Learning about your family through genealogy research is a lot of work but also a fabulous puzzle. And, who knows, maybe you will find a neighbor cousin who is the publisher & editor in chief of Inside Press magazines – like I did!
While I am interested in learning about where my family came from, like so many Jewish Americans, I grew up with the idea that any family remaining in Europe during the Second World War perished. I am very interested in learning about family branches that survived so I can learn more about who is still here and thriving today.
The Inside Press’s publisher Grace Bennett and I are both named after paternal grandmothers – both named Gitel – who were born just a year apart in the late 1880s. They both spent much of their adult lives in the outskirts of Lodz, Poland. However, by the time Grace’s father was born in 1923, my grandparents had immigrated to the United States, and would soon have a general store in Bensonhurst, Brooklyn.

My father was born in New York four years after Grace’s father was born in Poland. While both families ended up in New York, and Grace and I both ended up in Westchester, the paths to getting here were very different. Grace’s father was a Holocaust survivor, eventually arriving in the United States from Israel after the Second World War, while my father grew up in the security of the U.S., and had the opportunity to go to college, eventually getting a PhD in chemistry. Grace’s dad, who never finished high school after surviving numerous labor camps and Auschwitz in his teen years, worked as a maintenance supervisor for most of his career at Yeshiva University.
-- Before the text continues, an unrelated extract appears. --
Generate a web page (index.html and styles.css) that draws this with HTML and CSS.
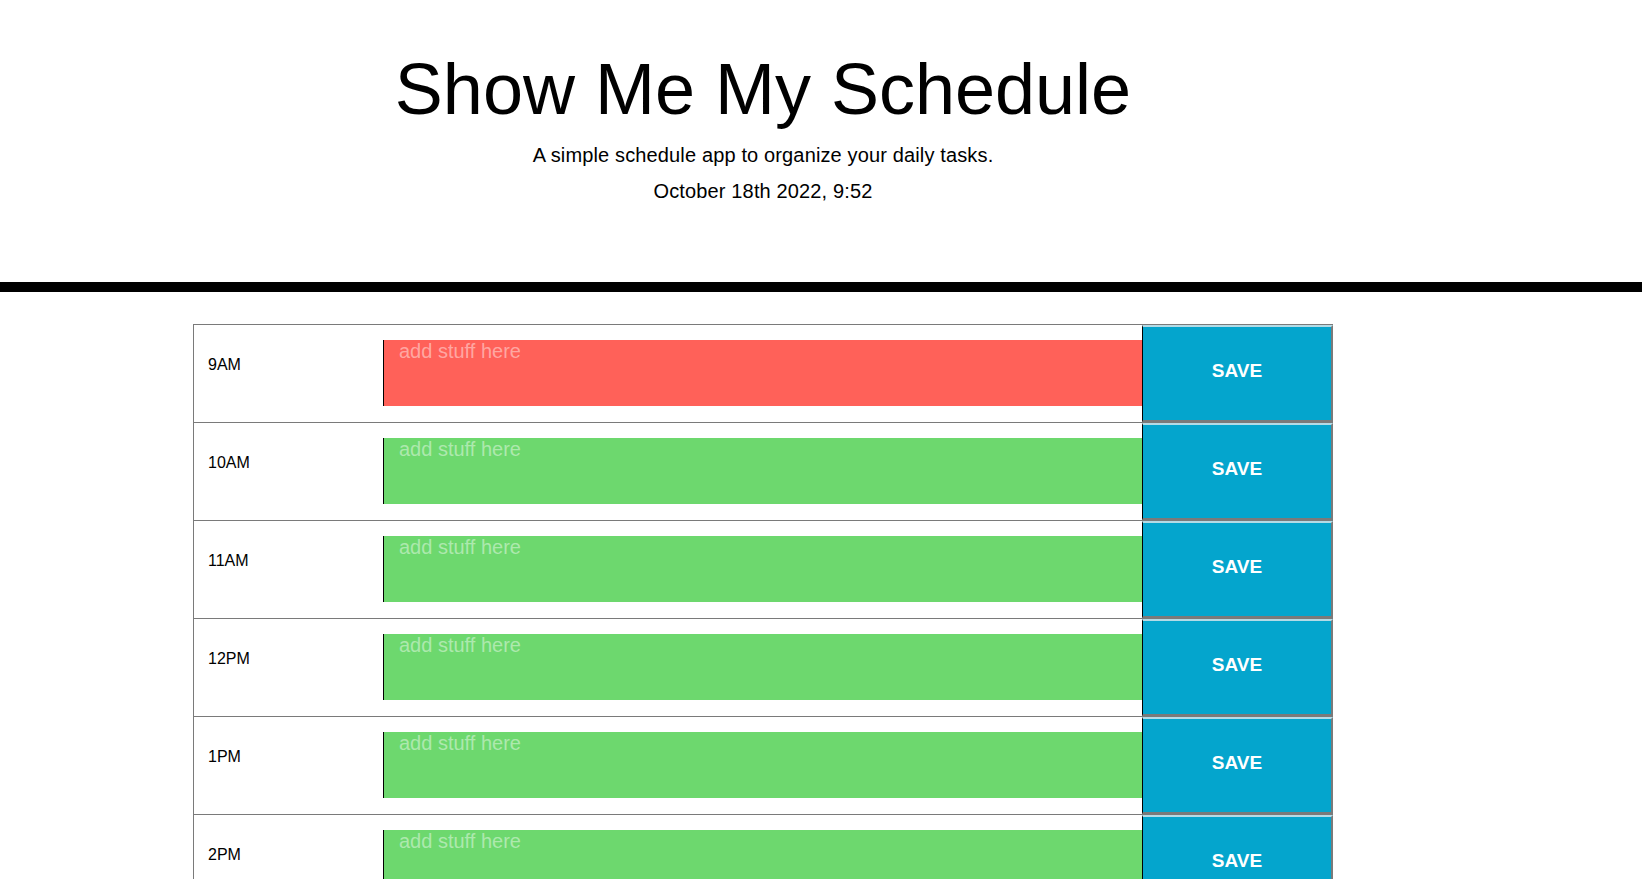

My path to learning that Grace Bennett is my fourth cousin started with tugging on a loose thread in my Dunkel family tree. An online testimonial and some other documents mentioned a Gitel Dunkel – or maybe Gucca Dunkel – who was married to a Mr. Brajtbard. Or maybe a Mr. Bretsztejn? But Gitel lived in the right place and was possibly related, so it was time to dig deeper.
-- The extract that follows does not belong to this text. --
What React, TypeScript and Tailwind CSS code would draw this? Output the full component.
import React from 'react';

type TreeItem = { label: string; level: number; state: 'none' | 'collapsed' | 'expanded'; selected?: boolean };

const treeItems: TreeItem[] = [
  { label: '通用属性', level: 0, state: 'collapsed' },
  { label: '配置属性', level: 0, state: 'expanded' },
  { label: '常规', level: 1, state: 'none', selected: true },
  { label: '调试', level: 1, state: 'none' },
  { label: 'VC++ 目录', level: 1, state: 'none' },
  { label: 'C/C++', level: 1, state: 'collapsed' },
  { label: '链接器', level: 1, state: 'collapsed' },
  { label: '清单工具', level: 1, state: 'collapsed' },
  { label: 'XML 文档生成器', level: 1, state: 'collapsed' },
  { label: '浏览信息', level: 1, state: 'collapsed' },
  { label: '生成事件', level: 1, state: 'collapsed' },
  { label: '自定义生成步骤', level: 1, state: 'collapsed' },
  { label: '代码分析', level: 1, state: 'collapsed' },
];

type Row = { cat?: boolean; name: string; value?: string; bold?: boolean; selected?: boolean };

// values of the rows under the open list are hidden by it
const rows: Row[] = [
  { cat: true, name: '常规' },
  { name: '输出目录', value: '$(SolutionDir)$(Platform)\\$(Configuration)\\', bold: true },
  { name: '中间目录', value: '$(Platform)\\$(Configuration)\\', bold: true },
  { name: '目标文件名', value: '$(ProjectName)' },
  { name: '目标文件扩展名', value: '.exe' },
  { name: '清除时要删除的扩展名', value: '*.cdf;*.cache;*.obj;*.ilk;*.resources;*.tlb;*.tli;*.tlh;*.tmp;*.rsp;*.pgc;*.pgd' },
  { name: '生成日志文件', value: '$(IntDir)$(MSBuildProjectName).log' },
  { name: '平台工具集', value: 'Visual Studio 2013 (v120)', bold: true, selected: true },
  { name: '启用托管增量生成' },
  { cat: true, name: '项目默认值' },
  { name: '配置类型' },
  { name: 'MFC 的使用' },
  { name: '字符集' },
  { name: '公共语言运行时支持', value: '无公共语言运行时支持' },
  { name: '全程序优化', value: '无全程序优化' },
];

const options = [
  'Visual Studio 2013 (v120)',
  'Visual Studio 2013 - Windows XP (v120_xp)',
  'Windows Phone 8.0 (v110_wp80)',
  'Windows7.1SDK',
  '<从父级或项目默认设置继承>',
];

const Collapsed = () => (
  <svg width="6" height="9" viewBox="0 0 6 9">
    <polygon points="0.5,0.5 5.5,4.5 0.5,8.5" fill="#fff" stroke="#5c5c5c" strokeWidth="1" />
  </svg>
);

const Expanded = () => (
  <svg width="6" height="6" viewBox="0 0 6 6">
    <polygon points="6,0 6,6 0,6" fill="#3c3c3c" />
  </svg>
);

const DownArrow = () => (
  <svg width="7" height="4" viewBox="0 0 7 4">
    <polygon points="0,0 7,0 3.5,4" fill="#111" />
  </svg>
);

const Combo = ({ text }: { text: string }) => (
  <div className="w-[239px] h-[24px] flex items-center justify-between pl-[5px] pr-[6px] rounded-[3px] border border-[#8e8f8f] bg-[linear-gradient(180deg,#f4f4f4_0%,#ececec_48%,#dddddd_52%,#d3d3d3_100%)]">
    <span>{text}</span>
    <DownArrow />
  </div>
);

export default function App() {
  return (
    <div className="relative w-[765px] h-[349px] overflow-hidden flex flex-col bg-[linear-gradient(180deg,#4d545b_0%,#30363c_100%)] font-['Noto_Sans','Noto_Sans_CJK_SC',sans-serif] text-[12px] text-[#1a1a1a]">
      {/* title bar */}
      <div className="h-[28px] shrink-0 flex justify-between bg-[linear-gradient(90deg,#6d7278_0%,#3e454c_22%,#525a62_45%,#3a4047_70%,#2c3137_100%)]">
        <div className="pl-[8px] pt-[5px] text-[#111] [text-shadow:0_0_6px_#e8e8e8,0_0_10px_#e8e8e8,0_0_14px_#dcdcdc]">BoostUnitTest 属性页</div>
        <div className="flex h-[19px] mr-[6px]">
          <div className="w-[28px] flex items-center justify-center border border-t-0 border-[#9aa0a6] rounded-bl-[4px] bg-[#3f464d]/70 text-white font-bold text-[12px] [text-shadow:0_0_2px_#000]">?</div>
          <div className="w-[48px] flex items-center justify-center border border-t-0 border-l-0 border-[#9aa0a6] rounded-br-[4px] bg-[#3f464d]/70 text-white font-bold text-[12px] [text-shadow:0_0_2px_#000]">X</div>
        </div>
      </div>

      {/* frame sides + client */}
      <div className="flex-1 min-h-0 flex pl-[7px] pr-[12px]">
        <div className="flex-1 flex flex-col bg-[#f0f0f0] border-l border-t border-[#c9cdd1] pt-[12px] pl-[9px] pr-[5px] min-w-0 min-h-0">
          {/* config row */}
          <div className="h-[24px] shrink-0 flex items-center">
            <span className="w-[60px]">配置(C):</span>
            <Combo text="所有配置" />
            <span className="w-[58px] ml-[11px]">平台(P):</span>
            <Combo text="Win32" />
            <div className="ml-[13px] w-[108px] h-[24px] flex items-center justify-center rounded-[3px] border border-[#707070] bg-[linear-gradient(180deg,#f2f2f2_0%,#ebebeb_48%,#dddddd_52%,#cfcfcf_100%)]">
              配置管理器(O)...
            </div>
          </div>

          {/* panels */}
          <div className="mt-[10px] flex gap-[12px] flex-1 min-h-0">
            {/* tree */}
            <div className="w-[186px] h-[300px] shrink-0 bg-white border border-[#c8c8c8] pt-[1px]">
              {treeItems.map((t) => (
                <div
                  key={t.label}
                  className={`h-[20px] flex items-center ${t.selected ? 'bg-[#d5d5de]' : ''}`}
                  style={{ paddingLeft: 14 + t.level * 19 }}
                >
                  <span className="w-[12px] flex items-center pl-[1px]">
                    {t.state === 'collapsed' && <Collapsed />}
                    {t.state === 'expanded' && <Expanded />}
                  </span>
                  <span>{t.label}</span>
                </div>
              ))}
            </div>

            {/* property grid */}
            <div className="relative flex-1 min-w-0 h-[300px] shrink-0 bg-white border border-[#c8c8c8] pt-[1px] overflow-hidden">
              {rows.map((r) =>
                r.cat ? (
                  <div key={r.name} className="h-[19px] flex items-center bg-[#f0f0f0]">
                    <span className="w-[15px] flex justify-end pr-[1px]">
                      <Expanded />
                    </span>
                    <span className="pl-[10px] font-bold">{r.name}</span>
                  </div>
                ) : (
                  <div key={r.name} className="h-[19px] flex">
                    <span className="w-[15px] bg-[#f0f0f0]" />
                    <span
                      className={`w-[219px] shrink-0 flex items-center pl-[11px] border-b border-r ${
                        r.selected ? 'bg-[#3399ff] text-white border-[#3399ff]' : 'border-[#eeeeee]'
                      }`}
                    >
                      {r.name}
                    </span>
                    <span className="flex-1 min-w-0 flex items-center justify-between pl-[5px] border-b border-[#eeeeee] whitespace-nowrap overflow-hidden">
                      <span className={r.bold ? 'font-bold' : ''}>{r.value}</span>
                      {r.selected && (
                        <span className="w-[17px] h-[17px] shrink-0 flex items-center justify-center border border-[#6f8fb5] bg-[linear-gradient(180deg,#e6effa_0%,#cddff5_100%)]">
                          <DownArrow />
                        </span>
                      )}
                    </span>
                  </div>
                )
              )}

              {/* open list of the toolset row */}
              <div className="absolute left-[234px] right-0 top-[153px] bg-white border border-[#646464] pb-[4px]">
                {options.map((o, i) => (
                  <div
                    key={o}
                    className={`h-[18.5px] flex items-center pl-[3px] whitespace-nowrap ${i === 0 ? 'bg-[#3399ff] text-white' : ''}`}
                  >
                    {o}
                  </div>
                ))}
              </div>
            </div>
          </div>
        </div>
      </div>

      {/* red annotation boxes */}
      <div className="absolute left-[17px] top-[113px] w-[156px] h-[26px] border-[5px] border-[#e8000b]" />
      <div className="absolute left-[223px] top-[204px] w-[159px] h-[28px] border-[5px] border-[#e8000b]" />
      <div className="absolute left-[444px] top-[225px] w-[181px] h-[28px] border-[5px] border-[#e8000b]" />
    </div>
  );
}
I found a wonderful interview from a Holocaust survivor, Jacob Breitstein, where he mentioned his mother’s name: Gitel Dunkel. And then after a few confusing twists since Dunkel was transcribed as Dunnel, I found a marriage certificate. Of course it was in Russian, but, after translation, I confirmed Gitel’s link to my family, and to her son Jacob Breitstein, and eventually to a meeting over coffee with my cousin, Gitel’s granddaughter, editor Grace Bennett – who lives just a town away! Imagine that.